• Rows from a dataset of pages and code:

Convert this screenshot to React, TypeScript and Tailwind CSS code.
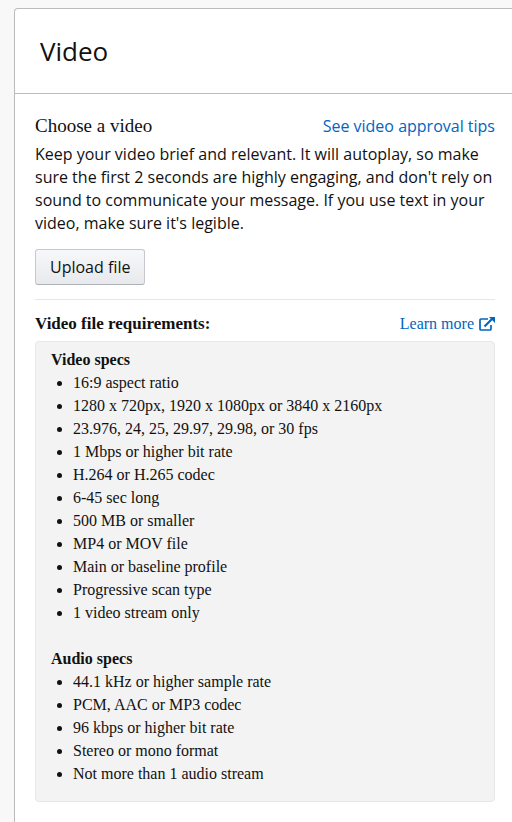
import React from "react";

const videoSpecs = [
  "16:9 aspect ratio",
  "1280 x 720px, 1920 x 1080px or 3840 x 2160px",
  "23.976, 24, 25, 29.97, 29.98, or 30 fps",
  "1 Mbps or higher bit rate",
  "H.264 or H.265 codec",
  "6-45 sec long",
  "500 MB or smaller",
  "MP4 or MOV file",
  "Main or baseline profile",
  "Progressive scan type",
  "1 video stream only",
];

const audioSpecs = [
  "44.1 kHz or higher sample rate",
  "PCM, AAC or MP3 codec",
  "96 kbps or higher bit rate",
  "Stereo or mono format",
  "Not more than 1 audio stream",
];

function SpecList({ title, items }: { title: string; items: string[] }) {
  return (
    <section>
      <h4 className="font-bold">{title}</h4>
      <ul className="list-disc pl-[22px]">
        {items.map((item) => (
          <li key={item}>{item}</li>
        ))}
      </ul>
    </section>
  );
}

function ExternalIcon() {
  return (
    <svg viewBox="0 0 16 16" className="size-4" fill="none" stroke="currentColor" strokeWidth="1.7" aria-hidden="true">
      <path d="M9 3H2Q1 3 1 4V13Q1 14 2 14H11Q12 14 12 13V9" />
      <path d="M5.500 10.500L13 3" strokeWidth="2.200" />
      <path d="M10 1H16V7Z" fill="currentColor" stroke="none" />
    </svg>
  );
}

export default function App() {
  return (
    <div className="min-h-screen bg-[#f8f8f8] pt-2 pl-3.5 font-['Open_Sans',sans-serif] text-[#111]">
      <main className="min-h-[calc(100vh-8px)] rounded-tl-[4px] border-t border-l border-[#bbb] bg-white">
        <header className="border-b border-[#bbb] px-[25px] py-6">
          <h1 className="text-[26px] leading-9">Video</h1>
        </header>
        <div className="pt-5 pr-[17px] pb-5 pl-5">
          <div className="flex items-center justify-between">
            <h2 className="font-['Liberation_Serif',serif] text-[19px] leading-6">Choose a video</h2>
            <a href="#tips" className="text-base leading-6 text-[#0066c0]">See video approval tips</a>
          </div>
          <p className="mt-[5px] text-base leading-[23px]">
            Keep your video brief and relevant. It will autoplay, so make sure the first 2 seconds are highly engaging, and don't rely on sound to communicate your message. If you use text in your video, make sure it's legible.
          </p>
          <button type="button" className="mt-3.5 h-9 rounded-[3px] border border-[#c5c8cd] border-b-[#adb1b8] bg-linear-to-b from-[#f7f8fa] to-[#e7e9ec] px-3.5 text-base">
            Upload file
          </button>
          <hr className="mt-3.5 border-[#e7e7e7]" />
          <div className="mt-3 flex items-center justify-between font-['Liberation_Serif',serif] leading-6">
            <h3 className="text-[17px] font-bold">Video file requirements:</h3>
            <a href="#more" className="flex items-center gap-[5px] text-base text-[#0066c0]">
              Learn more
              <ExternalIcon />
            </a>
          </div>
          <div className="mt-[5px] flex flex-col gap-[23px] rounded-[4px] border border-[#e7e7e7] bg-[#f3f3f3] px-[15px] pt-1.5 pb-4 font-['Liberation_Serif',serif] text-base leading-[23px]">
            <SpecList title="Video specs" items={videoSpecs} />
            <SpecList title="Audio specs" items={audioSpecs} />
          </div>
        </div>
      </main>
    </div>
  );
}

...

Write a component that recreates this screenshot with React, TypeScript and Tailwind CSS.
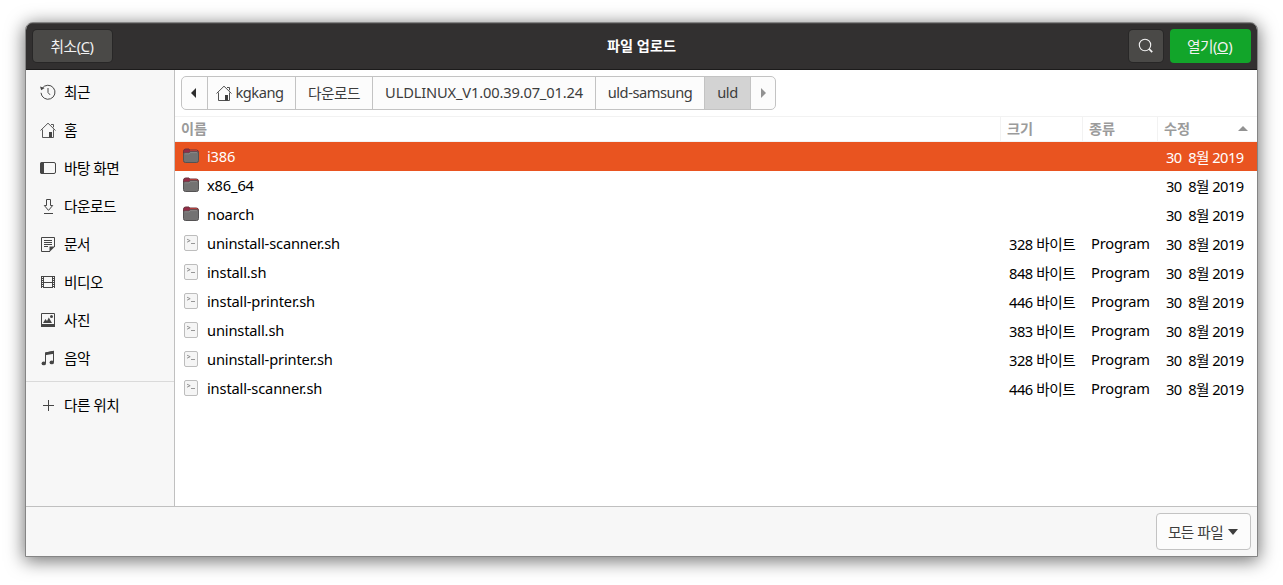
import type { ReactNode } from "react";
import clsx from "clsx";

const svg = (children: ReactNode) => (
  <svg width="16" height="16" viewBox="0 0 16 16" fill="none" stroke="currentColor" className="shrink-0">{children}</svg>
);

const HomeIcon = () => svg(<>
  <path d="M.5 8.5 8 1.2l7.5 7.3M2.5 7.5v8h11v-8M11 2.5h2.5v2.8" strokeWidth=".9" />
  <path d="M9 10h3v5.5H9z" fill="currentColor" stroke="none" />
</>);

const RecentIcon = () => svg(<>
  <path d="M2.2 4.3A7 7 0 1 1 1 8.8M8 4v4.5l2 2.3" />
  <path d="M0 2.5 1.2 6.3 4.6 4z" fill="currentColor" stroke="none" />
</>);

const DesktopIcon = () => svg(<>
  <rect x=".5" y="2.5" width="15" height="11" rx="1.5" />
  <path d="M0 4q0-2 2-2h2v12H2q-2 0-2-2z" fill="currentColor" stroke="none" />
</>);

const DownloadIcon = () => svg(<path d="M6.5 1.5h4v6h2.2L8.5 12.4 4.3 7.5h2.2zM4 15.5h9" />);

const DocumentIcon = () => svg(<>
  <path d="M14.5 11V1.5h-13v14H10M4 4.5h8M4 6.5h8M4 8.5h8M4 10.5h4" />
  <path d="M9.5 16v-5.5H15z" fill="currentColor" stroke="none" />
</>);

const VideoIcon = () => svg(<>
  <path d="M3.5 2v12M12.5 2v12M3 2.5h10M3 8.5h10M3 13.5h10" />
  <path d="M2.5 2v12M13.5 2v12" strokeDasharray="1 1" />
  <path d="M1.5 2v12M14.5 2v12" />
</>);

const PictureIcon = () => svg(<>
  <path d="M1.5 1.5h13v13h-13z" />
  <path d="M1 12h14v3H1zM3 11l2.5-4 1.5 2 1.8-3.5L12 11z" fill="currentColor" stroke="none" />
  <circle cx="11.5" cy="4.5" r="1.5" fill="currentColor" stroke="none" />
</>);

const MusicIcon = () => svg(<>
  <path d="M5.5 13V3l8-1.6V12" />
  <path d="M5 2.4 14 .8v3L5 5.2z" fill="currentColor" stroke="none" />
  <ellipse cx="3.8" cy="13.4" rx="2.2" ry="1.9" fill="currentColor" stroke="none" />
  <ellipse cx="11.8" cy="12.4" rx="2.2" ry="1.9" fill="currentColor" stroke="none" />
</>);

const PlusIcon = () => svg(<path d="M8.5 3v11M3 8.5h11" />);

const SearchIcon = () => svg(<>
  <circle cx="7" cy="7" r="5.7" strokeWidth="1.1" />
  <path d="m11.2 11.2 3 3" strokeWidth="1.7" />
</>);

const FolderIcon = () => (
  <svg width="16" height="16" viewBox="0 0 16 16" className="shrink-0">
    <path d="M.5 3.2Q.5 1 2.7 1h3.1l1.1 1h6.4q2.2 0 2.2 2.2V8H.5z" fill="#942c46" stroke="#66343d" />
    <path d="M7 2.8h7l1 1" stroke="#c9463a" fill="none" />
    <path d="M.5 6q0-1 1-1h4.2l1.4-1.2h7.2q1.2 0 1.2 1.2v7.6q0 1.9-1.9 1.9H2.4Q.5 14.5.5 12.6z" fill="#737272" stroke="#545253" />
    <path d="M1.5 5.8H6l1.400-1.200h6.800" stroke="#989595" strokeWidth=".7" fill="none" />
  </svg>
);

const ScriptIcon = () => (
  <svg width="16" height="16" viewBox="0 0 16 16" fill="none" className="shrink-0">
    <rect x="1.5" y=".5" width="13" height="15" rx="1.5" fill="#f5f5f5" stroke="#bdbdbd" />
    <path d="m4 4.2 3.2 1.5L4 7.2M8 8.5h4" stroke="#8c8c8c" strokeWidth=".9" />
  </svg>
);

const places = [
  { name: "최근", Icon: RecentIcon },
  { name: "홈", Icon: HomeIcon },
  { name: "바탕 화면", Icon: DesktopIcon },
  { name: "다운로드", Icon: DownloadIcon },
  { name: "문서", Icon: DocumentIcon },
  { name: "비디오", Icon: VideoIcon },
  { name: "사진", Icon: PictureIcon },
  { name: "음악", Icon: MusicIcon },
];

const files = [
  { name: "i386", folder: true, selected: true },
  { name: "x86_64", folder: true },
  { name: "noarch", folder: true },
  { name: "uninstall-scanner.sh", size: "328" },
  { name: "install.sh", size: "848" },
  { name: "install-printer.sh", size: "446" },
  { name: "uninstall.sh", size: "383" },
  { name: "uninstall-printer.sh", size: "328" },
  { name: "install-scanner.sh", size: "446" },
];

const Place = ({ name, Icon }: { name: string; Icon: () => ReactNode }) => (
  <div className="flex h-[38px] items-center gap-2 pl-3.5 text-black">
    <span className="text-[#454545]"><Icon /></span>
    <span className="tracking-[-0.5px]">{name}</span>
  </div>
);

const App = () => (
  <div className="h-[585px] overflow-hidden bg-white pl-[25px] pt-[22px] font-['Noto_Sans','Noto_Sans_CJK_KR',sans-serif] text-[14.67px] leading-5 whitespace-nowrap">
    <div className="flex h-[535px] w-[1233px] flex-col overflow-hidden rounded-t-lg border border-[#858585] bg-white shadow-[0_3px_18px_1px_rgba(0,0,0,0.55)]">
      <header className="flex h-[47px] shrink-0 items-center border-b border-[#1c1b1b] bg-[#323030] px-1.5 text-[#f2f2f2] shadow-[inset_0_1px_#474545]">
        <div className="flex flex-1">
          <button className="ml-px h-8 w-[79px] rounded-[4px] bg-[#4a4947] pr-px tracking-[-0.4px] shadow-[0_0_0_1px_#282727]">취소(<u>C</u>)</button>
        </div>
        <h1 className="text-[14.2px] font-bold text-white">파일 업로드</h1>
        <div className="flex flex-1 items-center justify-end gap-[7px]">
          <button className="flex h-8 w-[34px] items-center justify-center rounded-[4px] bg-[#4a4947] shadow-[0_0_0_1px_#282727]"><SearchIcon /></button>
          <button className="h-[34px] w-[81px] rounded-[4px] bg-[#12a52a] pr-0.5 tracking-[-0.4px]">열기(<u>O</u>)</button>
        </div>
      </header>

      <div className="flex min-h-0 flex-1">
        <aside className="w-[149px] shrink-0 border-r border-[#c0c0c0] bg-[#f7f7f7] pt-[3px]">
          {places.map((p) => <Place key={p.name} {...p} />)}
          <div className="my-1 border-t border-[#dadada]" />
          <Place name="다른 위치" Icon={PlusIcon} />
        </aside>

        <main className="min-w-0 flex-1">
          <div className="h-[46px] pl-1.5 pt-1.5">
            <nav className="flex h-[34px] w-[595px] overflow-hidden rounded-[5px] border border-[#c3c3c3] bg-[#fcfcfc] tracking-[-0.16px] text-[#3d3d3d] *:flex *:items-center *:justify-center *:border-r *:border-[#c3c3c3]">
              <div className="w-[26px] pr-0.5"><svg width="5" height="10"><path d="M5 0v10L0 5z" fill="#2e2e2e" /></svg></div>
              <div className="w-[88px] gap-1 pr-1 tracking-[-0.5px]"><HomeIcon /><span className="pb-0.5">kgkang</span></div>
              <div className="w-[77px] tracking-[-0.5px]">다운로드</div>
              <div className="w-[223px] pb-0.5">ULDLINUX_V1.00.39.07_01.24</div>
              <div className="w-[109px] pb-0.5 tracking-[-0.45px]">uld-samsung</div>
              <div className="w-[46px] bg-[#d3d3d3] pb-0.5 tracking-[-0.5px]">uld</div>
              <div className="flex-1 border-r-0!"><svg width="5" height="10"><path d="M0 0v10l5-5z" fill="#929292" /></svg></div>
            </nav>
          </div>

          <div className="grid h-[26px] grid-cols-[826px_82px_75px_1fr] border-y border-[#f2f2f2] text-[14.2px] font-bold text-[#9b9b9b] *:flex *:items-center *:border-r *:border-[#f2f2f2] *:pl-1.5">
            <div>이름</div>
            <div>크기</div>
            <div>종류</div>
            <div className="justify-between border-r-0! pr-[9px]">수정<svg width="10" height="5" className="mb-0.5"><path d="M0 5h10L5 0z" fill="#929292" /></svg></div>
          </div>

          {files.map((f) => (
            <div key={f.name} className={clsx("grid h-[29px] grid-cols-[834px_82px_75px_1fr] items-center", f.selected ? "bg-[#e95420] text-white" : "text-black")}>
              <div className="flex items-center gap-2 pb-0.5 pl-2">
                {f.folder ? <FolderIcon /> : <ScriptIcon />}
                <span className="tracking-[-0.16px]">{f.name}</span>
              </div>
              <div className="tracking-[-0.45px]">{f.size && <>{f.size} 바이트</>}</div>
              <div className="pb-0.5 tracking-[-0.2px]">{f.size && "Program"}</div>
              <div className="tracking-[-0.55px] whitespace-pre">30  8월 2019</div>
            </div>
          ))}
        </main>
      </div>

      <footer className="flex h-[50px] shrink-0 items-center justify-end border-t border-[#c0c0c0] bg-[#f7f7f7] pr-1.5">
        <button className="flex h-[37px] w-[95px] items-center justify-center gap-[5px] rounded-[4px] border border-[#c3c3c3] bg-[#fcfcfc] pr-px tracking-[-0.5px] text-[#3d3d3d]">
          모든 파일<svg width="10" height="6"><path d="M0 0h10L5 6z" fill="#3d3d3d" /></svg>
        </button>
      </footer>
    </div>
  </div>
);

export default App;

• EXERCISE: Look above and copy only the lines from the one holding "Write a component" to the one holding "const DownloadIcon = ()", both included, exactly, minus the pictures.

• ANSWER TO THIS PROBLEM:
Write a component that recreates this screenshot with React, TypeScript and Tailwind CSS.
import type { ReactNode } from "react";
import clsx from "clsx";

const svg = (children: ReactNode) => (
  <svg width="16" height="16" viewBox="0 0 16 16" fill="none" stroke="currentColor" className="shrink-0">{children}</svg>
);

const HomeIcon = () => svg(<>
  <path d="M.5 8.5 8 1.2l7.5 7.3M2.5 7.5v8h11v-8M11 2.5h2.5v2.8" strokeWidth=".9" />
  <path d="M9 10h3v5.5H9z" fill="currentColor" stroke="none" />
</>);

const RecentIcon = () => svg(<>
  <path d="M2.2 4.3A7 7 0 1 1 1 8.8M8 4v4.5l2 2.3" />
  <path d="M0 2.5 1.2 6.3 4.6 4z" fill="currentColor" stroke="none" />
</>);

const DesktopIcon = () => svg(<>
  <rect x=".5" y="2.5" width="15" height="11" rx="1.5" />
  <path d="M0 4q0-2 2-2h2v12H2q-2 0-2-2z" fill="currentColor" stroke="none" />
</>);

const DownloadIcon = () => svg(<path d="M6.5 1.5h4v6h2.2L8.5 12.4 4.3 7.5h2.2zM4 15.5h9" />);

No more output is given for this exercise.